After starting the export, a new window will appear with a variety of options. Let's take a look at the key settings you'll choose with each export.

Export Location

The export location designates where the finished images will be saved. You can choose a folder form the dropdown, and tick the "Put in Subfolder" box if you want the images placed all in the same folder.

File Naming

Each export can also feature its own rename settings. If you stick to the default option, your images will have the same name as the original files, but saved as a standard image type, just as JPEG. You can also tick the "rename to" box and choose one of the many renaming templates that Lightroom offers to customize the exported images.

File naming

File Settings

The file settings panel is one we'll discuss a little more in depth when we're seeking to strike the balance of quality and file size. On this screen, here are my suggestions for each option:

  • Image format: almost always JPEG, particularly if the images are bound for the web
  • Color space: always sRGB
  • Quality: this slider allows you to choose the quality of the image that is exported; a low number is a low quality, small file; dragging the slider to the right increases both the image quality and file size
  • Limit file size to: We can also check the "limit file size" option to put a limit on the file size of the saved image
File settings

Image Sizing

Image sizing is another panel that controls the size of our images. You can choose the dimensions as well as the DPI of your exported images.

Image sizing

Exporting for the Web

When it comes striking the balance between file size and image quality, here are the key things to consider:


The first part of an efficient export is to consider the size of the image on the web.

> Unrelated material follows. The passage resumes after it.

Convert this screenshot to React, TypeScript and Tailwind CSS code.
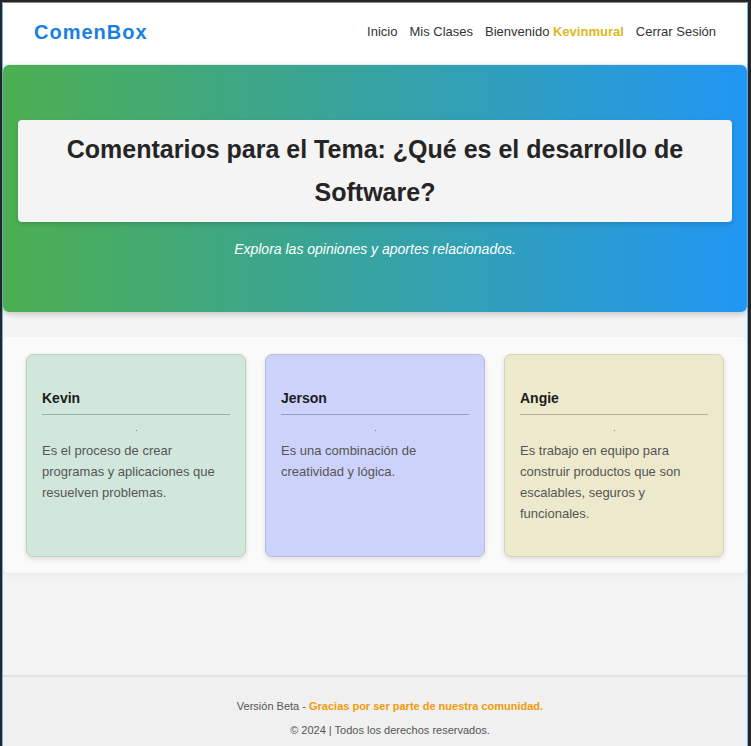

The size of an image is the actual pixel dimensions of the image.

When your images come out of the camera, their dimensions are huge. For example, the 22 megapixel images from the Canon 5D Mark III measure out to 5760 × 3840 pixels. However, the screen of my laptop is just 1440 x 900 pixels. See the issue? Factor in the fact that web images are again smaller than the width of our monitors and the need for resizing is clear.

Image size
You can show the raw dimensions of an image in Lightroom by pressing "i" on the keyboard. It will display the pixel dimensions of the image captured. You can see here that images that come out of camera will be much larger than is necessary for the web, where images are typically 1000 pixels wide or less.

For tutorials on Tuts+, our images are resized to 600 pixels and have a maximum file size of 200 kilobytes. This ensures a quick load and, for most people, this does the job. If you're reading this page on your smartphone, chances are good it loaded pretty quick, even if you were on a slow connection.

Export - Long Edge
My favorite way to export images from Lightroom is to choose the "Resize to fit -> Long Edge" option in the export dialogue. This will size all images to be 600 pixels on their largest side, whether it's portrait or landscape oriented. The other side is automatically calculated. This is a great option when I'm exporting for Tuts+, where all images are 600 pixels on the long side.


In a perfect world, we could always export images at maximum quality. In reality, we find out that maximum quality exports aren't always needed. At web sizes, the differences in quality are often hard to perceive, and that means we can drop the quality slightly and reduce the file size greatly.

On the upper end of the quality scale there are diminishing returns. The difference in perceived quality between a 90 and 100 quality setting is hard to see, but it increases the file size significantly.

Web Quality Comparison
The above image shows the comparison in quality with the various slider settings. In the lowest quality setting, you can definitely see some banding in the sky. As the quality increases, so too does the level of detail in the treets and home, but it comes at the cost of a larger file as shown below.
Lightroom Quality Setting Image File Size on Export
25 91kb
50 122kb
75 168kb
100 366kb

Given the above results, I would likely select the export of 75 quality. It strikes the correct balance of quality and fitting Tuts+ limit of 200kb images.

Embedded Profiles for The Web

One important check step for exporting images for the web is to include the proper color profile in your exports. Daniel Sone has a great write up on Tuts+ all about color spaces, but for the purpose of exporting in Lightroom, ensure that we embed the sRGB color profile.

Export with sRGB
When exporting for the web, I always ensure that I have selected "sRGB" as my color space for the best results.

Presets for Exporting

Even when exporting for the web, there are a number of different scenarios that will affect your settings. Even though we're optimizing for file size, there are occasions that higher quality or higher resolution images are required. That's why export presets are incredibly useful; you can build several different options and use them for the different target sizes.

On the export window, saving your current settings for export is very easy. After you've chosen all of your export settings, press the "+" button and save your web-ready presets.

Save Export Preset
After you've added your resize and quality rules, don't forget to save some "Export Presets" by pressing Add. It will save all of your rules; I recommend building several for your various web targets.

The Take Away

In this tutorial you learned some best practices and ideas for efficient exporting for the web. Compressing your images for the web ensures that viewers will load them quickly. With the right settings, we can still maintain high quality.